Il se trouve encore au fauxbourg S. Jacques un bas appareil depuis six jusqu’à neuf pouces de hauteur de banc, qui n’est pas si beau que l’arcueil, mais qui sert à faire des petites marches, des appuis, des tablettes, &c.

Après la pierre d’Arcueil, celle de S. Cloud est la meilleure de toutes. Elle porte de hauteur de banc depuis dix-huit pouces jusqu’à deux piés, & se tire des carrieres de S. Cloud près Paris. Elle est un peu coquilleuse, ayant quelques molieres ; mais elle est blanche, bonne dans l’eau, résiste au fardeau, & se délite facilement. Elle sert aux façades des bâtimens, & se pose sur celle d’Arcueil. On en tire des colonnes d’une piece, de deux piés de diametre ; on en fait aussi des bassins & des auges.

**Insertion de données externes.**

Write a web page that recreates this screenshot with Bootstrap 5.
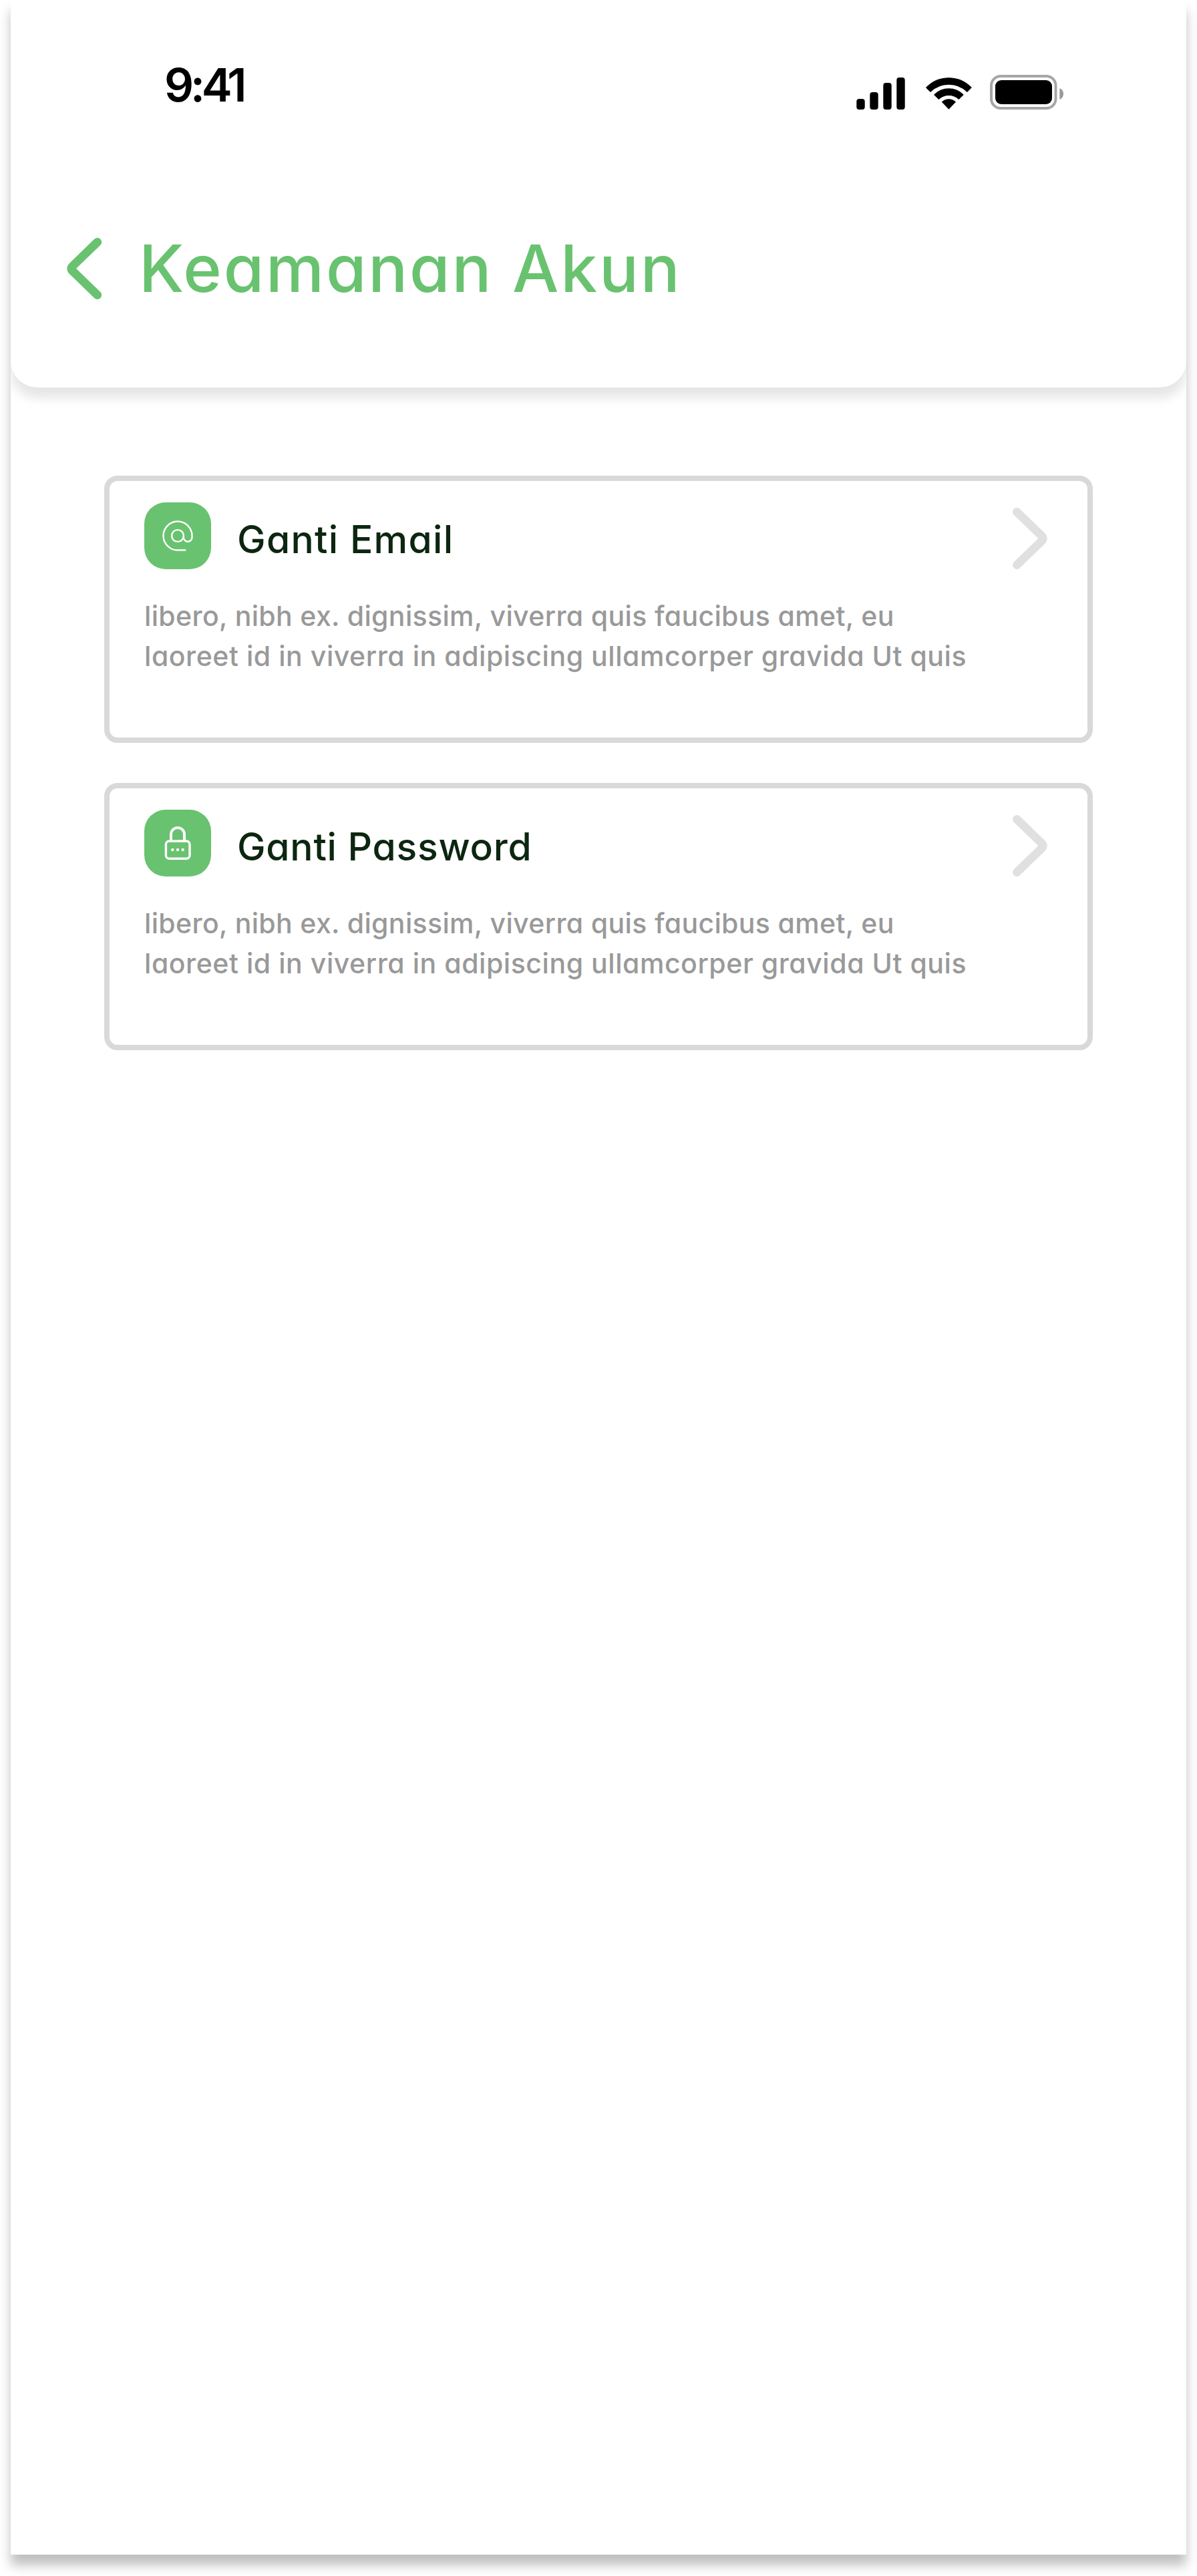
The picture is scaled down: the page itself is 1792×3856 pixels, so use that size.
<!DOCTYPE html>
<html lang="id">
<head>
<meta charset="utf-8">
<meta name="viewport" content="width=device-width, initial-scale=1">
<title>Keamanan Akun</title>
<link href="https://cdn.jsdelivr.net/npm/bootstrap@5.3.0/dist/css/bootstrap.min.css" rel="stylesheet">
<style>
  /* cv11: Inter's single-storey "a" */
  body { font-family: Inter, "Open Sans", sans-serif; font-feature-settings: "cv11"; background: #fff; min-height: 3856px; }
  .screen { width: 1760px; height: 3824px; background: #fff; box-shadow: 0 16px 16px rgba(0,0,0,.25); }
  .app-header { height: 580px; border-radius: 0 0 40px 40px; background: #fff; box-shadow: 0 16px 16px rgba(0,0,0,.1); }
  .status-bar { padding: 86px 184px 0 230px; height: 190px; }
  .clock { font-size: 69px; line-height: 82px; font-weight: 600; letter-spacing: -5.2px; color: #000; }
  .status-icons { margin-top: 26px; }
  .title-row { padding: 146px 0 0 84px; }
  .page-title { font-size: 98px; line-height: 132px; font-weight: 500; letter-spacing: 2.8px; color: #69c26f; }
  .back { color: #69c26f; margin-right: 55px; line-height: 0; }
  .options { padding: 132px 140px 0; gap: 60px; }
  .option { height: 400px; border: 8px solid #d9d9d9; border-radius: 20px; padding: 32px 60px 0 52px; background: #fff; }
  .tile { width: 100px; height: 100px; border-radius: 32px; background: #69c26f; }
  .option-title { font-size: 57px; line-height: 80px; font-weight: 500; color: #0c2610; margin: 16px 0 0 39px; }
  .track-wide { letter-spacing: 1.3px; }
  .track-mid { letter-spacing: .75px; }
  .option-text { font-size: 41px; line-height: 60px; font-weight: 500; color: #999; margin: 40px 0 0; white-space: nowrap; }
  .line-a { letter-spacing: .35px; }
  .line-b { letter-spacing: .55px; }
  .chevron { margin-top: 8px; color: #e0e0e0; }
</style>
</head>
<body>
<main class="screen mx-auto">
  <div class="h-100 overflow-hidden">
    <header class="app-header">
      <div class="status-bar d-flex justify-content-between align-items-start">
        <div class="clock">9:41</div>
        <svg class="status-icons" width="310" height="52" viewBox="1282 112 310 52" aria-hidden="true">
          <!-- signal -->
          <rect x="1282.3" y="148" width="12.4" height="16" rx="4"/>
          <rect x="1302.3" y="138" width="12.4" height="26" rx="4"/>
          <rect x="1322.3" y="124" width="12.4" height="40" rx="4"/>
          <rect x="1342.3" y="116" width="12.4" height="48" rx="4"/>
          <!-- wifi -->
          <g stroke="#000" stroke-width="1.2" stroke-linejoin="round">
            <path d="M1386.8 131A46.7 46.7 0 0 1 1454 131L1448 137.2A39.8 39.8 0 0 0 1392.8 137.2Z"/>
            <path d="M1398.9 141.8A30.5 30.5 0 0 1 1441.9 141.8L1435.5 148.2A22.3 22.3 0 0 0 1405.3 148.2Z"/>
            <path d="M1410.6 152.6A14.5 14.5 0 0 1 1430.2 152.6L1420.4 162.8Z"/>
          </g>
          <!-- battery -->
          <rect x="1484" y="114" width="96.5" height="48" rx="14" fill="none" stroke="#a6a6a6" stroke-width="4"/>
          <rect x="1490" y="120" width="85" height="36" rx="9"/>
          <path d="M1586.3 132V149A9.2 9.2 0 0 0 1586.3 132Z" fill="#999"/>
        </svg>
      </div>
      <div class="title-row d-flex align-items-center">
        <a class="back" href="#" aria-label="Kembali">
          <svg width="53" height="92" viewBox="0 0 53 92" fill="none" stroke="currentColor" stroke-width="12.8" stroke-linecap="round" stroke-linejoin="round"><path d="M45.8 6.4L8.5 42.5Q5 46 8.5 49.5L45.8 85.6"/></svg>
        </a>
        <h1 class="page-title mb-0">Keamanan Akun</h1>
      </div>
    </header>

    <section class="options d-flex flex-column">
      <article class="option">
        <div class="d-flex align-items-start">
          <div class="tile flex-shrink-0">
            <svg class="d-block" width="100" height="100" viewBox="0 0 100 100" fill="none" stroke="#fff" stroke-width="2.4" stroke-linecap="round" aria-hidden="true">
              <path d="M61.3 71.5H50A21.5 21.5 0 1 1 71.5 50V52.5A6.3 6.3 0 0 1 58.9 52.5V50"/>
              <circle cx="50" cy="50" r="8.9"/>
            </svg>
          </div>
          <h2 class="option-title track-wide">Ganti Email</h2>
          <svg class="chevron ms-auto" width="52" height="92" viewBox="0 0 52 92" fill="none" stroke="currentColor" stroke-width="12.6" stroke-linecap="round" stroke-linejoin="round" aria-hidden="true"><path d="M6.3 6.3L43.8 42.5Q47 46 43.8 49.5L6.3 85.7"/></svg>
        </div>
        <p class="option-text"><span class="line-a">libero, nibh ex. dignissim, viverra quis faucibus amet, eu</span><br><span class="line-b">laoreet id in viverra in adipiscing ullamcorper gravida Ut quis</span></p>
      </article>

      <article class="option">
        <div class="d-flex align-items-start">
          <div class="tile flex-shrink-0">
            <svg class="d-block" width="100" height="100" viewBox="0 0 100 100" fill="none" stroke="#fff" aria-hidden="true">
              <path d="M40 47V37A10 10 0 0 1 60 37V47" stroke-width="4"/>
              <rect x="32.4" y="47" width="35.6" height="26.2" rx="5" stroke-width="3.4"/>
              <g fill="#fff" stroke="none"><circle cx="42.3" cy="60" r="2.2"/><circle cx="50" cy="60" r="2.2"/><circle cx="57.7" cy="60" r="2.2"/></g>
            </svg>
          </div>
          <h2 class="option-title track-mid">Ganti Password</h2>
          <svg class="chevron ms-auto" width="52" height="92" viewBox="0 0 52 92" fill="none" stroke="currentColor" stroke-width="12.6" stroke-linecap="round" stroke-linejoin="round" aria-hidden="true"><path d="M6.3 6.3L43.8 42.5Q47 46 43.8 49.5L6.3 85.7"/></svg>
        </div>
        <p class="option-text"><span class="line-a">libero, nibh ex. dignissim, viverra quis faucibus amet, eu</span><br><span class="line-b">laoreet id in viverra in adipiscing ullamcorper gravida Ut quis</span></p>
      </article>
    </section>
  </div>
</main>
<script src="https://cdn.jsdelivr.net/npm/bootstrap@5.3.0/dist/js/bootstrap.bundle.min.js"></script>
</body>
</html>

La pierre de Meudon se tire des carrieres de ce nom, & porte depuis quatorze jusqu’à dix-huit pouces de hauteur de banc. Il y en a de deux especes. La premiere qu’on appelle pierre de Meudon, a les mêmes qualités que celles d’Arcueil, mais pleine de trous, & incapable de résister aux mauvais tems. On s’en sert pour des premieres assises, des marches, tablettes, &c. Il s’en trouve des morceaux d’une grandeur extraordinaire. Les deux cimaises des corniches rampantes du fronton du Louvre sont de cette pierre, chacune d’un seul morceau. La seconde qu’on appelle rustique de Meudon, est plus dure, rougeâtre, & coquilleuse, & n’est propre qu’aux libages & garni des fondations de piles de ponts, quais & angles de bâtimens.

La pierre de S. Nom, qui porte depuis dix-huit jusqu’à vingt-deux pouces de hauteur de banc, se tire au bout du parc de Versailles, & est presque de même qualité que celle d’Arcueil, mais grise & coquilleuse : on s’en sert pour les premieres assises.

La pierre de la chaussée, qui se tire des carrieres près Bougival, à côté de S. Germain en Laye, & qui porte depuis quinze jusqu’à vingt pouces de hauteur de banc, approche beaucoup de celle de

  1. La hauteur d’un banc est l’épaisseur de la pierre dans la carriere ; il y en a plusieurs dans chacune.